• [WHAT NEEDS TO BE DONE] Copy each line that contains the string "page".

• [MATERIAL]

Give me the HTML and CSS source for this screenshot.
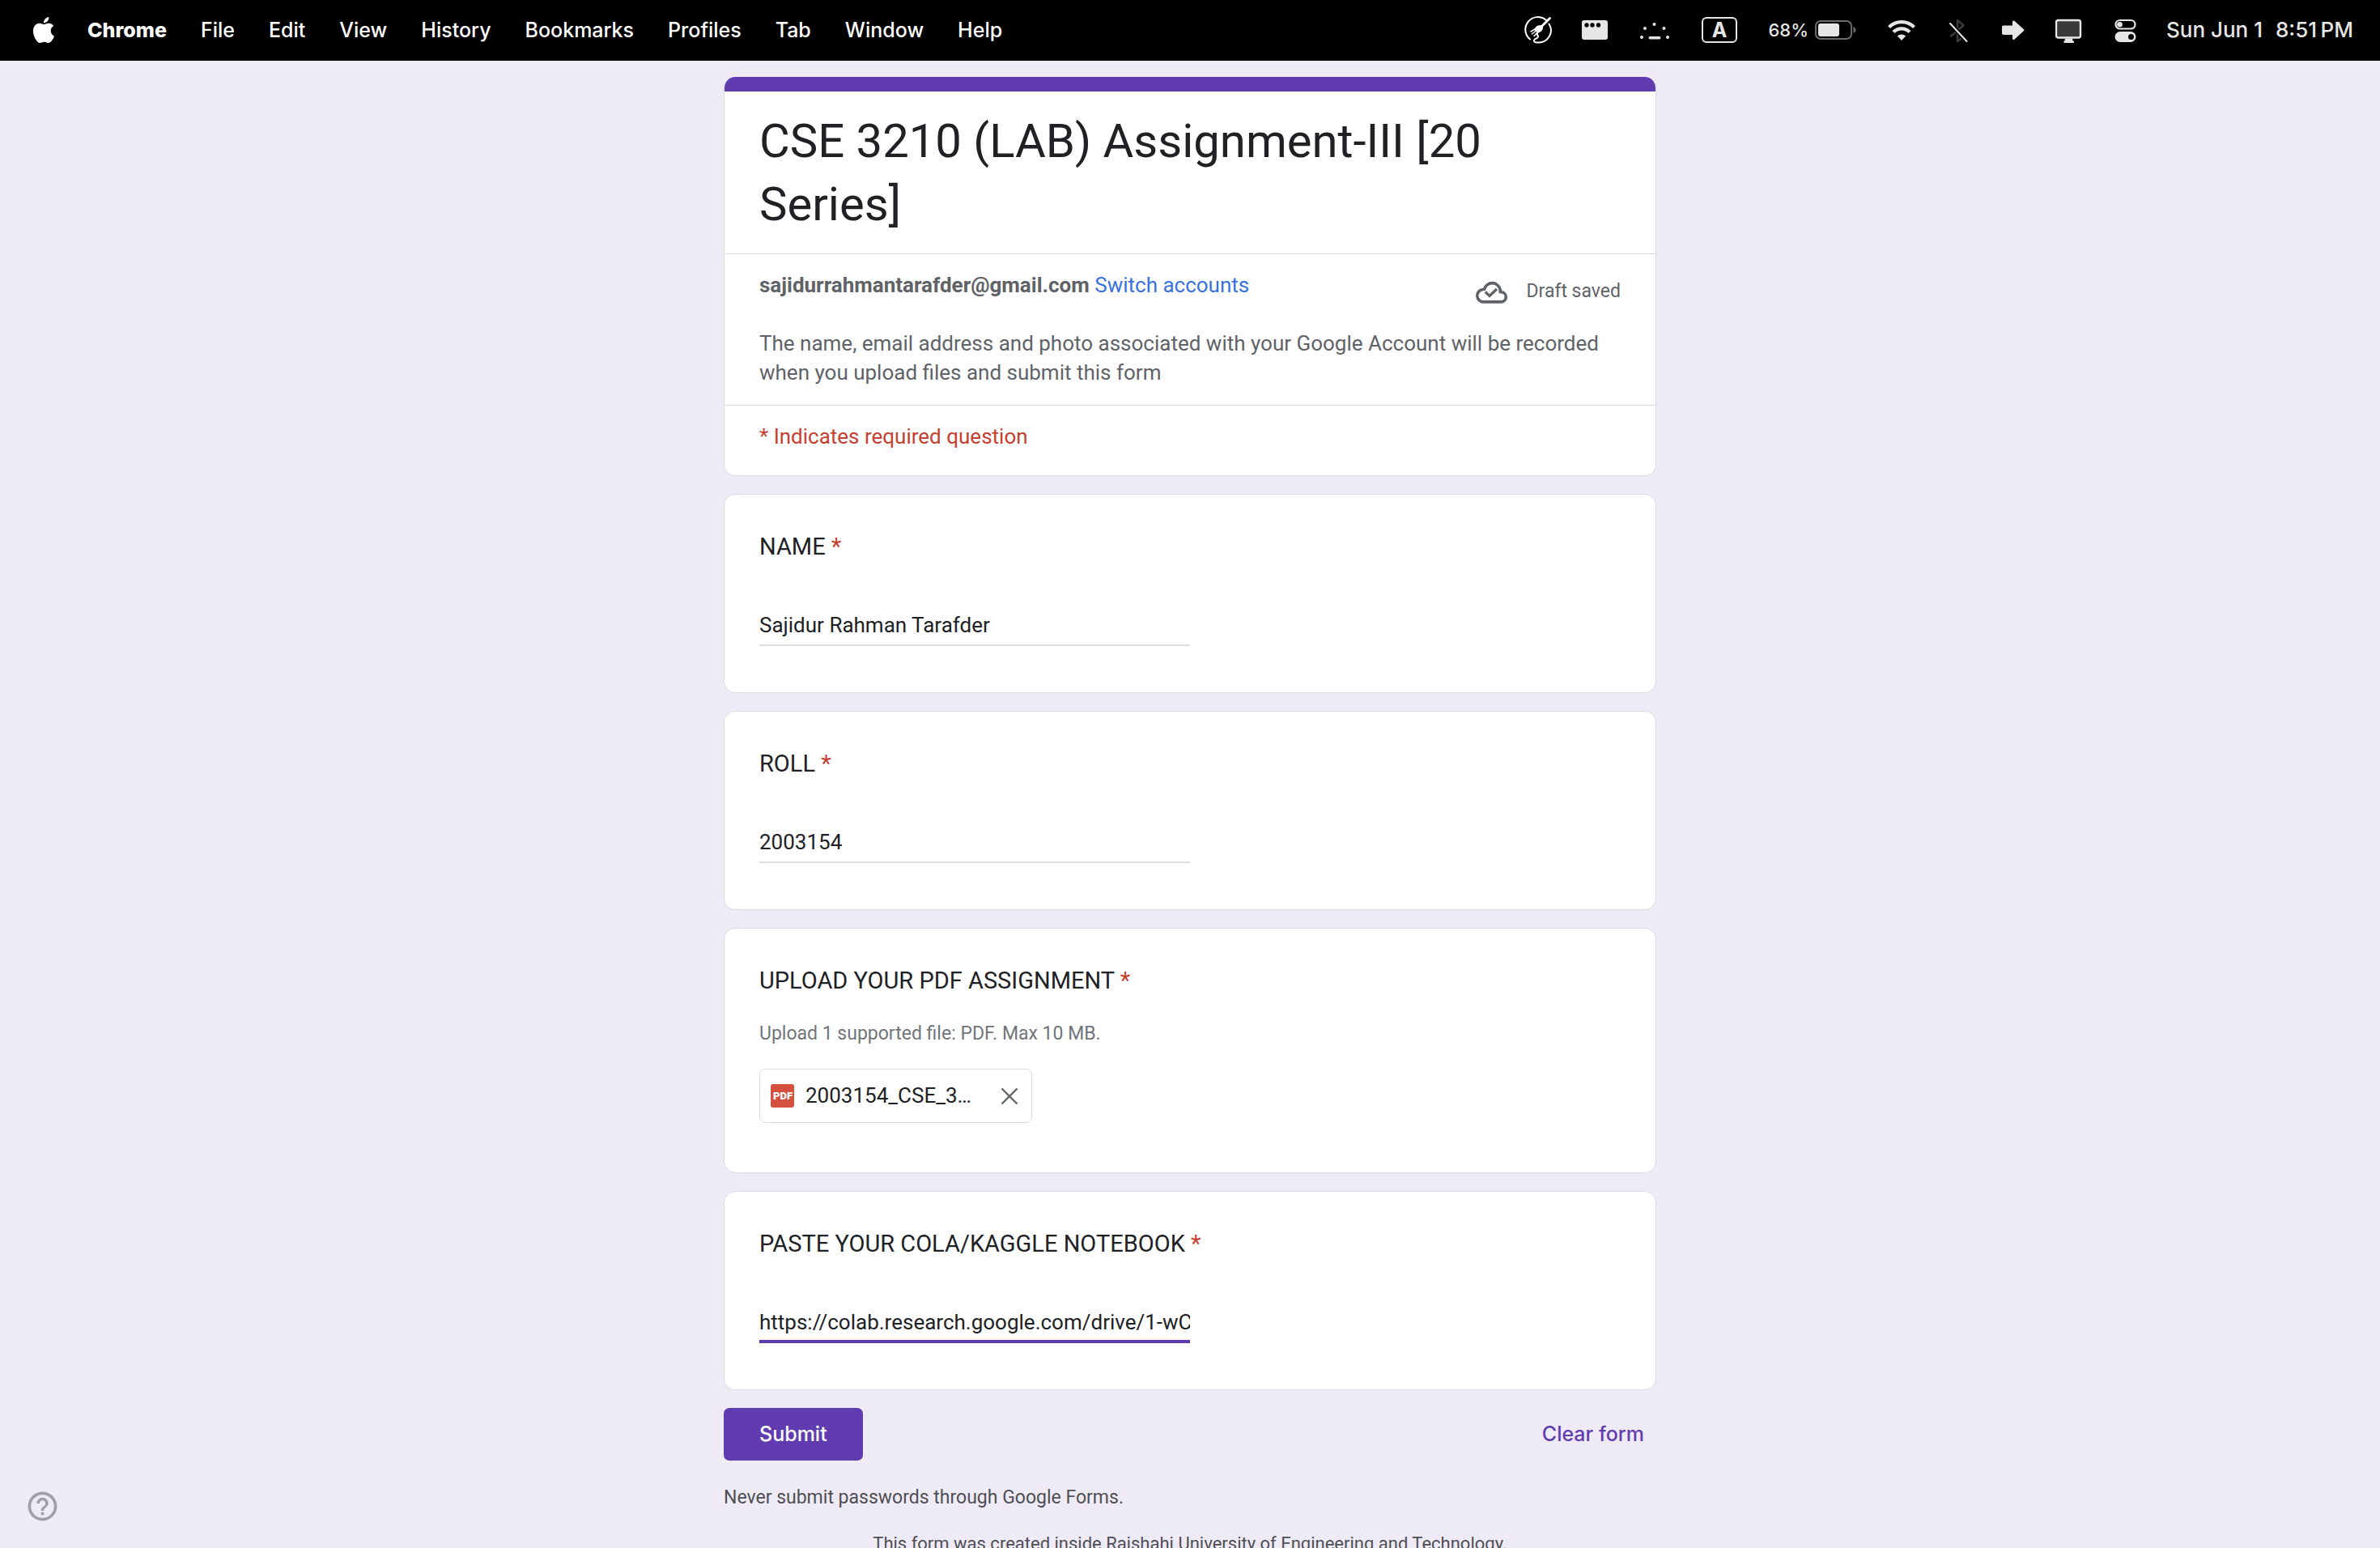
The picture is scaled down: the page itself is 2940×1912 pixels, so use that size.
FILE: index.html
```html
<!DOCTYPE html>
<html lang="en">
<head>
<meta charset="utf-8">
<title>CSE 3210 (LAB) Assignment-III [20 Series]</title>
<link rel="stylesheet" href="styles.css">
</head>
<body>
<header class="menubar">
  <nav class="menus" aria-label="Application menu">
    <button class="menu apple" aria-label="Apple">
      <svg width="32" height="32" viewBox="0 0 24 24" fill="currentColor"><path d="M12.152 6.896c-.948 0-2.415-1.078-3.96-1.04-2.04.027-3.91 1.183-4.961 3.014-2.117 3.675-.546 9.103 1.519 12.09 1.013 1.454 2.208 3.09 3.792 3.039 1.52-.065 2.09-.987 3.935-.987 1.831 0 2.35.987 3.96.948 1.637-.026 2.676-1.48 3.676-2.948 1.156-1.688 1.636-3.325 1.662-3.415-.039-.013-3.182-1.221-3.22-4.857-.026-3.04 2.48-4.494 2.597-4.559-1.429-2.09-3.623-2.324-4.39-2.376-2-.156-3.675 1.09-4.61 1.09zM15.53 3.83c.843-1.012 1.4-2.427 1.245-3.83-1.207.052-2.662.805-3.532 1.818-.78.896-1.454 2.338-1.273 3.714 1.338.104 2.715-.688 3.559-1.701"/></svg>
    </button>
    <button class="menu app-name">Chrome</button>
    <button class="menu">File</button>
    <button class="menu">Edit</button>
    <button class="menu">View</button>
    <button class="menu">History</button>
    <button class="menu">Bookmarks</button>
    <button class="menu">Profiles</button>
    <button class="menu">Tab</button>
    <button class="menu">Window</button>
    <button class="menu">Help</button>
  </nav>
  <div class="status">
    <svg width="36" height="36" viewBox="0 0 36 36" fill="none" stroke="#fff" stroke-width="2" stroke-linecap="round">
      <path d="M8 29.500A15 15 0 0 1 27.500 5.500M31.500 10.500A15 15 0 0 1 18 33.500c-4 .5-6-1.500-4.500-3.500 1-1.500 4-1.500 4.500-3.500.3-1.500-1.500-2-1-3.500"/>
      <path d="M32.500 3.500 22 14" stroke-width="3"/>
      <path d="M24 13.500c.5 3-1 5.500-3.500 7l-3 1.500-4.500-4.500 2-3c2-2.500 5-2.500 7.500-2z" fill="#fff" stroke="none"/>
      <path d="m15 16.500-6 3.500M16 18.500l-5.500 4.500M18 20l-5 5.500" stroke-width="1.500"/>
    </svg>
    <svg width="34" height="36" viewBox="0 0 34 36"><rect x="0" y="6" width="32" height="24" rx="3" fill="#e6e6e6"/><g fill="#000"><circle cx="6" cy="12" r="2.700"/><circle cx="13" cy="12" r="2.700"/><circle cx="20.500" cy="12" r="2.700"/></g></svg>
    <svg width="40" height="36" viewBox="0 0 40 36" fill="#e6e6e6"><circle cx="8" cy="16" r="2"/><circle cx="19.500" cy="11" r="2"/><circle cx="31.500" cy="16" r="2"/><circle cx="4" cy="27" r="2"/><circle cx="36" cy="27" r="2"/><rect x="12.500" y="26" width="15" height="3.500" rx="1.700"/></svg>
    <svg width="48" height="36" viewBox="0 0 48 36"><rect x="3" y="3" width="42" height="30" rx="5" fill="none" stroke="#e6e6e6" stroke-width="2"/><text x="24" y="27" text-anchor="middle" class="input-source">A</text></svg>
    <div class="battery">
      <span>68%</span>
      <svg width="51" height="36" viewBox="0 0 51 36"><rect x="1" y="7" width="44" height="22" rx="6" fill="none" stroke="#6b6b6b" stroke-width="2"/><rect x="4" y="10" width="26" height="16" rx="3" fill="#e6e6e6"/><path d="M47.500 14c4 1.500 4 6.500 0 8z" fill="#6b6b6b"/></svg>
    </div>
    <svg width="40" height="36" viewBox="0 0 40 36" fill="none" stroke="#e6e6e6" stroke-width="4.200"><path d="M4.500 14.500a22 22 0 0 1 31 0"/><path d="M10 20.500a14.200 14.200 0 0 1 20 0"/><path d="M14.800 25.500a7.500 7.500 0 0 1 10.400 0L20 31z" fill="#e6e6e6" stroke="none"/></svg>
    <svg width="30" height="36" viewBox="0 0 30 36" fill="none" stroke-linecap="round"><path d="m5 25.500 15.500-13L13 6v26l7.500-5.500L5 13" stroke="#3a3a3a" stroke-width="2.600" stroke-linejoin="round"/><path d="m4.500 10 20 22" stroke="#000" stroke-width="5"/><path d="m4 10 20.500 22" stroke="#e6e6e6" stroke-width="2"/></svg>
    <svg width="32" height="36" viewBox="0 0 32 36" fill="#e6e6e6"><path d="M4 12.500h11V8c0-1.500 1.500-2 2.600-1l11.400 10.200c.6.600.6 1.200 0 1.800L17.600 29.500c-1.100 1-2.600.5-2.600-1V24H4c-1.200 0-2-.8-2-2v-7.500c0-1.200.8-2 2-2z"/></svg>
    <svg width="35" height="36" viewBox="0 0 35 36"><rect x="1" y="6" width="30" height="21.500" rx="2.500" fill="#3a3a3a" stroke="#e6e6e6" stroke-width="2.400"/><path d="M12 28.500h9l.5 3h.8c1 0 1 2.500 0 2.500H11c-1 0-1-2.500 0-2.500h.5z" fill="#e6e6e6"/></svg>
    <svg width="30" height="36" viewBox="0 0 30 36"><rect x="3.500" y="6" width="24" height="10.500" rx="5.200" fill="none" stroke="#e6e6e6" stroke-width="2.200"/><circle cx="8.500" cy="11.200" r="3.300" fill="#e6e6e6"/><rect x="2.500" y="20" width="26" height="13" rx="6.500" fill="#e6e6e6"/><circle cx="22.500" cy="26.500" r="3.500" fill="#000"/></svg>
    <div class="clock"><span>Sun Jun 1</span><span>8:51&#8201;PM</span></div>
  </div>
</header>

<main class="page">
  <form class="form">
    <section class="card intro">
      <h1 class="title">CSE 3210 (LAB) Assignment-III [20 Series]</h1>
      <div class="account">
        <div class="account-row">
          <p class="body-text"><strong>sajidurrahmantarafder@gmail.com</strong> <a class="link" href="#">Switch accounts</a></p>
          <div class="draft">
            <svg width="43" height="43" viewBox="0 0 43 43" fill="none" stroke="currentColor" stroke-width="3.600"><path d="M11.200 34.900A7.700 7.700 0 0 1 9.800 19.500l1.800-.3a10 10 0 0 1 19.600 1v2.600H33a6.100 6.100 0 0 1 0 12.100z" stroke-linejoin="round"/><path d="m12.800 22.500 5.200 5 9-8.500" stroke-width="3.200"/></svg>
            <span>Draft saved</span>
          </div>
        </div>
        <p class="body-text">The name, email address and photo associated with your Google Account will be recorded when you upload files and submit this form</p>
      </div>
      <p class="body-text required-note">* Indicates required question</p>
    </section>

    <section class="card question">
      <label class="prompt" for="name">NAME <span class="star">*</span></label>
      <input class="answer" id="name" type="text" value="Sajidur Rahman Tarafder">
    </section>

    <section class="card question">
      <label class="prompt" for="roll">ROLL <span class="star">*</span></label>
      <input class="answer" id="roll" type="text" value="2003154">
    </section>

    <section class="card upload">
      <h2 class="prompt">UPLOAD YOUR PDF ASSIGNMENT <span class="star">*</span></h2>
      <p class="hint">Upload 1 supported file: PDF. Max 10 MB.</p>
      <div class="file">
        <svg width="29" height="29" viewBox="0 0 29 29"><rect width="29" height="29" rx="3" fill="#d6503f"/><text x="15" y="19" text-anchor="middle" class="pdf-mark">PDF</text></svg>
        <span class="file-name">2003154_CSE_3…</span>
        <button class="remove" type="button" aria-label="Remove file"><svg width="22" height="22" viewBox="0 0 22 22" stroke="currentColor" stroke-width="2.400"><path d="m1.500 1.500 19 19M20.500 1.500l-19 19"/></svg></button>
      </div>
    </section>

    <section class="card question">
      <label class="prompt" for="notebook">PASTE YOUR COLA/KAGGLE NOTEBOOK <span class="star">*</span></label>
      <input class="answer active" id="notebook" type="text" value="https://colab.research.google.com/drive/1-wC">
    </section>

    <div class="actions">
      <button class="submit" type="submit">Submit</button>
      <button class="clear" type="reset">Clear form</button>
    </div>
    <p class="notice">Never submit passwords through Google Forms.</p>
    <p class="notice origin">This form was created inside Rajshahi University of Engineering and Technology.</p>
  </form>
</main>

<button class="help" type="button" aria-label="Help and feedback">
  <svg width="43" height="43" viewBox="0 0 24 24" fill="currentColor"><path d="M11 18h2v-2h-2v2zm1-16C6.480 2 2 6.480 2 12s4.480 10 10 10 10-4.480 10-10S17.520 2 12 2zm0 18c-4.410 0-8-3.590-8-8s3.590-8 8-8 8 3.590 8 8-3.590 8-8 8zm0-14c-2.210 0-4 1.790-4 4h2c0-1.100.9-2 2-2s2 .9 2 2c0 2-3 1.750-3 5h2c0-2.250 3-2.500 3-5 0-2.210-1.790-4-4-4z"/></svg>
</button>
</body>
</html>
```

FILE: styles.css
```css
:root {
  --purple: #613cb0;
  --page: #eeebf6;
  --ink: #202124;
  --muted: #5f6368;
  --red: #c5402f;
  --line: #dadce0;
}

* {
  box-sizing: border-box;
}

body {
  margin: 0;
  height: 100vh;
  display: flex;
  flex-direction: column;
  background: var(--page);
  color: var(--ink);
  font-family: Roboto, "Liberation Sans", sans-serif;
  font-size: 26px;
  line-height: 36px;
}

button {
  padding: 0;
  border: 0;
  background: none;
  color: inherit;
  font: inherit;
}

svg {
  display: block;
  flex: none;
}

h1, h2, p {
  margin: 0;
  font-weight: 400;
}

/* System menu bar */
.menubar {
  flex: none;
  display: flex;
  justify-content: space-between;
  align-items: center;
  height: 75px;
  padding: 0 33px 2px 38px;
  background: #000;
  color: #fff;
  font-family: Inter, "Liberation Sans", sans-serif;
  font-size: 25px;
  font-weight: 500;
}

.menus {
  display: flex;
  align-items: center;
  gap: 42px;
}

.apple {
  margin-right: -4px;
}

.app-name {
  font-weight: 800;
}

.status {
  display: flex;
  align-items: center;
  gap: 36px;
  color: #e6e6e6;
}

.input-source {
  fill: #e6e6e6;
  font-size: 25px;
  font-weight: 700;
}

.battery {
  display: flex;
  align-items: center;
  gap: 8px;
  font-size: 22px;
}

.clock {
  display: flex;
  gap: 16px;
  font-size: 26px;
}

/* Form */
.page {
  flex: 1;
  min-height: 0;
  overflow-y: auto;
  scrollbar-width: none;
  padding: 20px 24px;
}

.form {
  display: flex;
  flex-direction: column;
  gap: 22px;
  max-width: 1152px;
  margin: 0 auto;
}

.card {
  border: 1px solid var(--line);
  border-radius: 14px;
  background: #fff;
}

.intro {
  border-top: 0;
  overflow: hidden;
}

.intro::before {
  content: "";
  display: block;
  height: 18px;
  margin: 0 -1px;
  background: var(--purple);
}

.title {
  padding: 22px 43px;
  font-size: 58px;
  line-height: 78px;
}

.account {
  padding: 20px 43px 22px;
  border: solid var(--line);
  border-width: 1px 0;
  color: var(--muted);
}

.account-row {
  display: flex;
  justify-content: space-between;
  align-items: flex-start;
  margin-bottom: 25px;
}

.link {
  color: #3871e0;
  text-decoration: none;
}

.draft {
  display: flex;
  align-items: center;
  gap: 20px;
  padding-top: 4px;
  font-size: 23px;
}

.required-note {
  padding: 20px 43px 30px;
  color: var(--red);
}

.question {
  display: flex;
  flex-direction: column;
  align-items: flex-start;
  gap: 53px;
  padding: 42px 43px 57px;
}

.prompt {
  font-size: 29px;
  line-height: 44px;
}

.star {
  color: var(--red);
}

.answer {
  width: 50%;
  height: 48px;
  padding: 0 0 2px;
  border: 0;
  border-bottom: 2px solid #dedede;
  outline: 0;
  background: none;
  color: var(--ink);
  font: inherit;
}

.answer.active {
  padding-bottom: 0;
  border-bottom: 4px solid var(--purple);
}

.upload {
  padding: 42px 43px 61px;
}

.hint {
  margin: 28px 0 27px;
  color: #70757a;
  font-size: 23px;
  line-height: 32px;
}

.file {
  display: flex;
  align-items: center;
  width: 337px;
  height: 67px;
  padding: 0 16px 0 13px;
  border: 1px solid var(--line);
  border-radius: 7px;
}

.pdf-mark {
  fill: #fff;
  font-size: 13px;
  font-weight: 900;
}

.file-name {
  flex: 1;
  padding: 0 0 2px 14px;
  white-space: nowrap;
}

.remove {
  color: var(--muted);
}

.actions {
  display: flex;
  justify-content: space-between;
  align-items: center;
  font-family: Inter, Roboto, sans-serif;
  font-size: 25px;
  font-weight: 500;
}

.submit {
  height: 65px;
  padding: 0 44px 2px;
  border-radius: 7px;
  background: var(--purple);
  color: #fff;
}

.clear {
  padding: 0 15px 2px;
  color: var(--purple);
}

.notice {
  padding-top: 8px;
  color: #4f4f54;
  font-size: 23px;
  line-height: 32px;
}

.origin {
  padding-top: 3px;
  font-size: 22px;
  text-align: center;
}

/* Floating help button */
.help {
  position: fixed;
  left: 31px;
  bottom: 30px;
  color: #a19fa8;
}
```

• [EXERCISE OUTPUT]
The picture is scaled down: the page itself is 2940×1912 pixels, so use that size.
<main class="page">
  --page: #eeebf6;
  background: var(--page);
.page {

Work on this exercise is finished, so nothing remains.